= Instructions to follow =
Report the count of lines below in which the string "uses" occurs; include nothing else.

= Input data =
===============

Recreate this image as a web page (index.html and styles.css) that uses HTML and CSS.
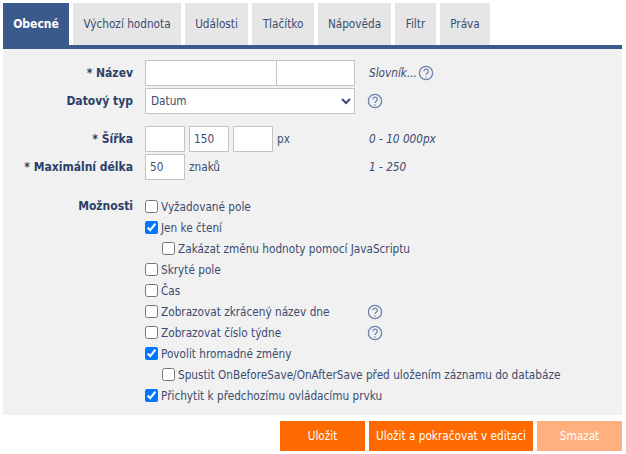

===============

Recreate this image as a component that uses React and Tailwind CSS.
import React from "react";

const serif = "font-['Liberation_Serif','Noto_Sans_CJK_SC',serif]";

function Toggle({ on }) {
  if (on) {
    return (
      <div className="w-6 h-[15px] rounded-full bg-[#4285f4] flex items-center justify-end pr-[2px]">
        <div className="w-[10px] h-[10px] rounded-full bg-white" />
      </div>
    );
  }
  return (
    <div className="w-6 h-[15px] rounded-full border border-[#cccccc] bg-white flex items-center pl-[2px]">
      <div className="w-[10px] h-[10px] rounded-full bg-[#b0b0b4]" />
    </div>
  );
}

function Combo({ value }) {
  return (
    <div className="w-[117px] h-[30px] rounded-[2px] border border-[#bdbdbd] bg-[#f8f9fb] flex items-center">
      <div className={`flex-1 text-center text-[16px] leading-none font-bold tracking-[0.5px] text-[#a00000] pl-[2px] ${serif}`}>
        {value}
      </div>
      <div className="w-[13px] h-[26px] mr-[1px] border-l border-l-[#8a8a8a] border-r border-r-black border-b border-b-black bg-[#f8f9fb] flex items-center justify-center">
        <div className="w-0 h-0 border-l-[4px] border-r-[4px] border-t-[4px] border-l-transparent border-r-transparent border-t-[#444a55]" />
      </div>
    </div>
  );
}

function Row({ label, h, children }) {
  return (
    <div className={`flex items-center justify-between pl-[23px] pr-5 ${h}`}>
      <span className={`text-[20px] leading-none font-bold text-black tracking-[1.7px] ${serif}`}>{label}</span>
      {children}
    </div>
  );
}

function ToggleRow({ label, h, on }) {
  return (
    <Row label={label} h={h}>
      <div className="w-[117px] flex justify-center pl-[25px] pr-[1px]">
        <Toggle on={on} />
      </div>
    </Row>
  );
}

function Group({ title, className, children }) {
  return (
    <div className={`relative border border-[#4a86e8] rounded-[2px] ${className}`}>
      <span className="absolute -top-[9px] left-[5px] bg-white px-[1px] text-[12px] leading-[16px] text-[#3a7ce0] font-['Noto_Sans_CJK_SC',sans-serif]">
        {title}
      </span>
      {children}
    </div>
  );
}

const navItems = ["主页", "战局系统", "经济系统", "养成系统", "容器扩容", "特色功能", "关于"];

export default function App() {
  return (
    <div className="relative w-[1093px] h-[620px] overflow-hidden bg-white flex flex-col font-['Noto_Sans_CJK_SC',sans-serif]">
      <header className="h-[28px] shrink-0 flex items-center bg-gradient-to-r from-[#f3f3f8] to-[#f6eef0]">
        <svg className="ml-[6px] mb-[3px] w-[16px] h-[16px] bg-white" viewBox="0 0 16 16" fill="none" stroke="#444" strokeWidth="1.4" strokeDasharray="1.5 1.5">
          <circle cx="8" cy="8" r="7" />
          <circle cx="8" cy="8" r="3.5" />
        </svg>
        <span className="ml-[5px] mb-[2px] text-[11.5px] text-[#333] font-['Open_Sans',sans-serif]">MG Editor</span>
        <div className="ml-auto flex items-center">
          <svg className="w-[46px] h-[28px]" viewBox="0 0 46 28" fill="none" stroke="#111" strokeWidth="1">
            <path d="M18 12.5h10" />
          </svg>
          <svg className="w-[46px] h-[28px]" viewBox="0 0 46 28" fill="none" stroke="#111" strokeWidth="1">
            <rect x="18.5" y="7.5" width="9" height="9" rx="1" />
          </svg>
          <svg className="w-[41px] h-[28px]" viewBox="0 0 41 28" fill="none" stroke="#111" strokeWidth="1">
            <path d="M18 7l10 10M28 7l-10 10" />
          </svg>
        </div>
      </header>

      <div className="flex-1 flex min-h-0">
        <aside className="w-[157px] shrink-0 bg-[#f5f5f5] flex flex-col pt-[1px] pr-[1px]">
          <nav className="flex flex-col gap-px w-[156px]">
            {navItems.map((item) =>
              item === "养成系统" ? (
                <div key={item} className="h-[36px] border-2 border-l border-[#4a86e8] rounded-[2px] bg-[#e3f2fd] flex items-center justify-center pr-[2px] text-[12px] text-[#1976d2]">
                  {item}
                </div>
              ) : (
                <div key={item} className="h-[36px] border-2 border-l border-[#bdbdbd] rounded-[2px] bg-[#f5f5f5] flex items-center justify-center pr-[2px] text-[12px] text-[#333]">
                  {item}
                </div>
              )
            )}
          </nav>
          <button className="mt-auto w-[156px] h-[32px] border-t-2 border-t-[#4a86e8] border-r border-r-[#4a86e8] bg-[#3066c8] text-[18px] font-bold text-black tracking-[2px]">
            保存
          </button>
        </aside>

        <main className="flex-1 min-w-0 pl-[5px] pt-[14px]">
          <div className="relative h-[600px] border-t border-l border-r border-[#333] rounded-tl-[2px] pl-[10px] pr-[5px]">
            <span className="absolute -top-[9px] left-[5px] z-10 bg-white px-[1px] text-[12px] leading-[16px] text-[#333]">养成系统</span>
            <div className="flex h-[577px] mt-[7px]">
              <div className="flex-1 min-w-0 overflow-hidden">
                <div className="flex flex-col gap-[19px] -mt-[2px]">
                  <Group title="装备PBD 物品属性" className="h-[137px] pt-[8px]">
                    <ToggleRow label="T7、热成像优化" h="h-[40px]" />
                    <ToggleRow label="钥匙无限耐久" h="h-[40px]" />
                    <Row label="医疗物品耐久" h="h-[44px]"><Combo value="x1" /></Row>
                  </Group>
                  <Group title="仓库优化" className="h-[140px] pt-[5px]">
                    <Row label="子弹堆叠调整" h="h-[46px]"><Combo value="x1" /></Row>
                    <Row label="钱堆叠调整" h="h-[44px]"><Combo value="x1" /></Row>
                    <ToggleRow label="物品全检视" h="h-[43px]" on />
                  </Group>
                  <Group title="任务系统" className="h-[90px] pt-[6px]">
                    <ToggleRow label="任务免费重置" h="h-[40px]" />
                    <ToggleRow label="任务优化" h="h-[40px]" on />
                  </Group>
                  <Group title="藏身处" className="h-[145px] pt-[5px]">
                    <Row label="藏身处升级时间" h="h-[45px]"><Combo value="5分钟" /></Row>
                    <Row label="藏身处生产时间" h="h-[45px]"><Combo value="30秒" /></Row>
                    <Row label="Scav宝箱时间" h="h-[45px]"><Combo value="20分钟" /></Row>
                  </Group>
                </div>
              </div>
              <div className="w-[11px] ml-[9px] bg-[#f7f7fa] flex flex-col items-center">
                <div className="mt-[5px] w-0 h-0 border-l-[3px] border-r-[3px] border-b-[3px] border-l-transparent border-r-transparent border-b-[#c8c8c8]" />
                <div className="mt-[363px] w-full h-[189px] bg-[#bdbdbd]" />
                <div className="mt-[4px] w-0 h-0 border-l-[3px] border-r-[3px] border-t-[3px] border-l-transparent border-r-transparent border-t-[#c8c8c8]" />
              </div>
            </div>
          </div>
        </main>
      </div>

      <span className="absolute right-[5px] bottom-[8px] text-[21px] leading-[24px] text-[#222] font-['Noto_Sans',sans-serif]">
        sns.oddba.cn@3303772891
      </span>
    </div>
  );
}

===============

= Task output =
2